Kanopy Study Shows Collection
Diversity in Streaming Video is Very
Important to Libraries
A primary mission shared by both academic and public libraries is to meet the streaming video needs of students and patrons for diverse and inclusive content such as African American Studies, LGBTQ+ Studies, Women’s Studies, Disabilities Studies and more. Preliminary results of a Kanopy survey of more than 960 librarians, publicly available January 2021, show that 94% of academic and 86% of public libraries say Collection Diversity is “very important” to “important.” Yet only 26% and 29% respectively say they are fully meeting their users’ needs for such content.

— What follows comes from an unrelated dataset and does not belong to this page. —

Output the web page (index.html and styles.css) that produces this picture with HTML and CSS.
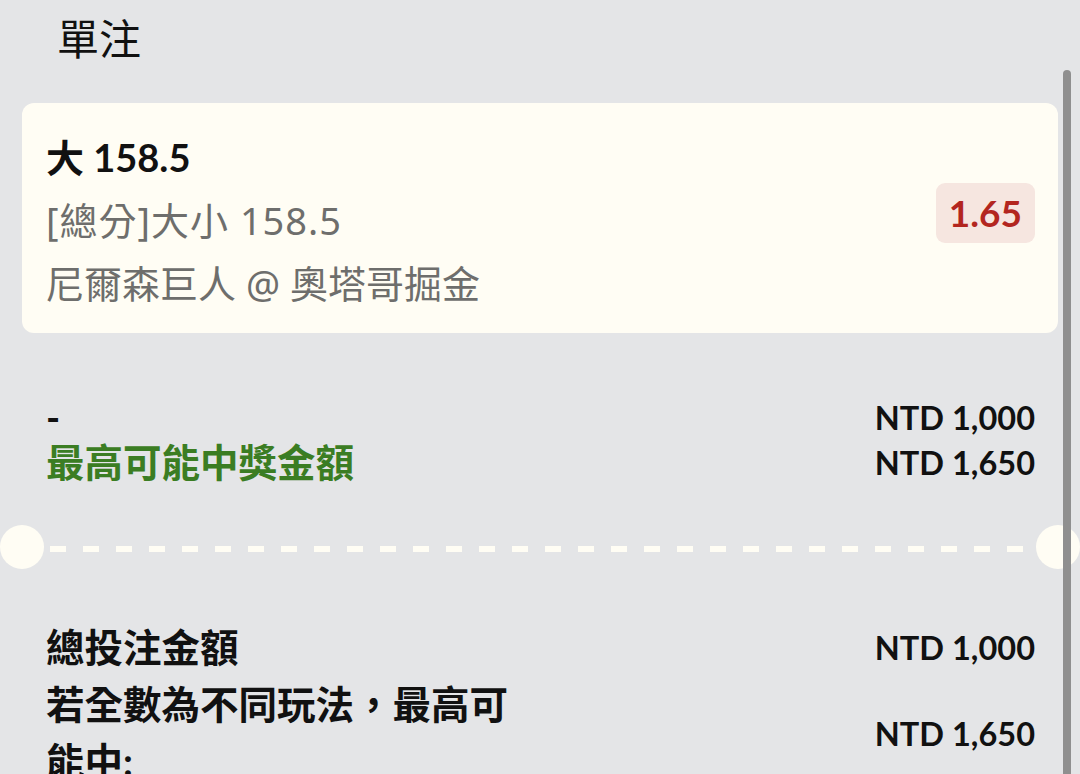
FILE: index.html
```html
<!DOCTYPE html>
<html lang="zh-Hant">
<head>
<meta charset="utf-8">
<title>單注</title>
<link rel="stylesheet" href="styles.css">
</head>
<body>
<div class="page">
  <h1 class="title">單注</h1>
  <div class="card">
    <div class="card-info">
      <div class="sel">大 158.5</div>
      <div class="sub market">[總分]大小 158.5</div>
      <div class="sub">尼爾森巨人 @ 奧塔哥掘金</div>
    </div>
    <div class="odds">1.65</div>
  </div>

  <div class="stake">
    <div class="stake-labels">
      <div class="dash">-</div>
      <div class="win">最高可能中獎金額</div>
    </div>
    <div class="stake-values">
      <div class="amt">NTD 1,000</div>
      <div class="amt">NTD 1,650</div>
    </div>
  </div>

  <div class="divider">
    <span class="hole"></span>
    <span class="dashes"></span>
    <span class="hole"></span>
  </div>

  <div class="summary">
    <div class="sum-row">
      <div class="sum-label">總投注金額</div>
      <div class="amt">NTD 1,000</div>
    </div>
    <div class="sum-row">
      <div class="sum-label narrow">若全數為不同玩法，最高可能中:</div>
      <div class="amt">NTD 1,650</div>
    </div>
  </div>
</div>
<div class="scrollbar"></div>
</body>
</html>
```
FILE: styles.css
```css
html, body {
  margin: 0;
  padding: 0;
}
body {
  background: #e4e5e7;
  font-family: Lato, "Noto Sans CJK TC", sans-serif;
  color: #111;
  width: 1080px;
  height: 774px;
  overflow: hidden;
}
.page {
  display: flex;
  flex-direction: column;
}
.title {
  margin: 16px 0 0 57px;
  font-size: 42px;
  line-height: 42px;
  font-weight: 400;
  font-family: "Noto Sans CJK TC", sans-serif;
  color: #111;
}
.card {
  margin: 45px 22px 0 22px;
  background: #fffdf4;
  border-radius: 12px;
  padding: 23px 23px 18px 24px;
  display: flex;
  justify-content: space-between;
  align-items: center;
}
.card-info {
  display: flex;
  flex-direction: column;
}
.sel {
  font-size: 38px;
  line-height: 63px;
  font-weight: 700;
  color: #111;
}
.sub {
  font-family: "Noto Sans", "Noto Sans CJK TC", sans-serif;
  font-size: 38px;
  line-height: 63px;
  font-weight: 400;
  color: #6e6e6c;
}
.sub.market {
  letter-spacing: 1px;
}
.odds {
  background: #f6e6e0;
  color: #b3261f;
  font-weight: 700;
  font-size: 37px;
  line-height: 60px;
  height: 60px;
  padding: 0 13px;
  border-radius: 9px;
  margin-bottom: 16px;
}
.stake {
  margin: 62px 45px 0 46px;
  display: flex;
  justify-content: space-between;
}
.stake-labels, .stake-values {
  display: flex;
  flex-direction: column;
}
.stake-values {
  align-items: flex-end;
}
.dash {
  font-size: 38px;
  line-height: 45px;
  font-weight: 700;
}
.win {
  font-size: 38.5px;
  line-height: 45px;
  font-weight: 700;
  color: #3b7d23;
}
.amt {
  font-size: 32.5px;
  line-height: 45px;
  font-weight: 700;
  color: #111;
}
.divider {
  margin-top: 40px;
  display: flex;
  align-items: center;
  gap: 6px;
}
.hole {
  width: 44px;
  height: 44px;
  border-radius: 50%;
  background: #fffdf4;
  flex: none;
}
.dashes {
  flex: 1;
  height: 6px;
  margin-top: 4px;
  background: repeating-linear-gradient(to right, #fffdf4 0, #fffdf4 16px, transparent 16px, transparent 33px);
}
.summary {
  margin: 50px 45px 0 46px;
  display: flex;
  flex-direction: column;
}
.sum-row {
  display: flex;
  justify-content: space-between;
  align-items: center;
}
.sum-label {
  font-size: 38.5px;
  line-height: 57px;
  font-weight: 700;
  color: #111;
}
.sum-label.narrow {
  width: 480px;
}
.scrollbar {
  position: absolute;
  left: 1063px;
  top: 70px;
  width: 8px;
  height: 720px;
  background: #8f8f8f;
  border-radius: 4px 4px 0 0;
}
```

“With such a large student body, at an urban institution, DEI (Diversity, Equity and Inclusion) is a huge “issue” on campus, meaning that there is a huge interest in all aspects at every level of the institution,” explained one academic librarian who participated in the survey.

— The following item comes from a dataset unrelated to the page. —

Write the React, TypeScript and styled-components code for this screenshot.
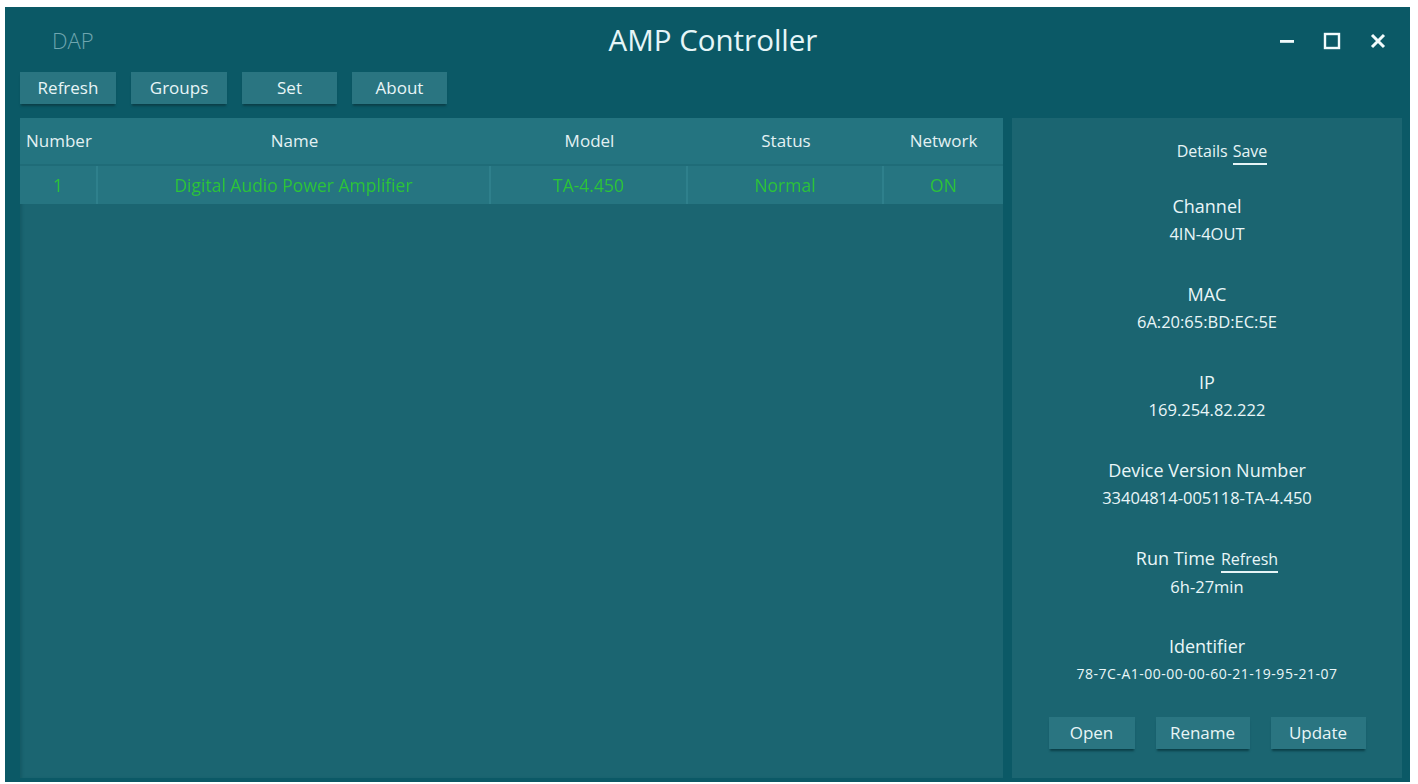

“Our community is diverse. Many languages other than English are spoken in the homes of our patrons, we also serve a community that is very diverse in age, income level, education level, etc. More than 30% of our service population were born outside the US. We need a diverse collection to meet the diverse needs of our diverse community,” added a public library survey participant.
“We are currently engaged in an evaluation of the diversity of our whole collection. It is a slow process as there has not been standards across the industries involved for measuring diversity. Our existing catalogue has no easy way to measure diversity…,” wrote another public library participant.
Kanopy is helping more than 4,000 academic and public libraries around the globe fulfill the need for Collection Diversity with a growing selection of films, many of which are unavailable on any other streaming video platform. The company currently offers more than 30,000 titles—many of which are categorized as diverse—including a rich selection of non-English language titles.
Examples of Kanopy’s content focused on diversity, include:
- Skin: Inspired by real-life events, this Oscar-winner is set in a small supermarket in a blue-collar town, where a black man smiles at a 10-year-old white boy across the checkout aisle. This innocuous moment sends two gangs into a ruthless war that ends with a shocking backlash. SKIN was the Winner of the 2019 Academy Award for Best Live Action Short Film.
- I Am Not Your Negro: This Oscar-nominated documentary narrated by Samuel L. Jackson explores the continued peril America faces from institutionalized racism.
- Latinos Beyond Reel: Filmmakers Miguel Picker and Chyng Sun examine how US news and entertainment media portray — and do not portray — Latinos.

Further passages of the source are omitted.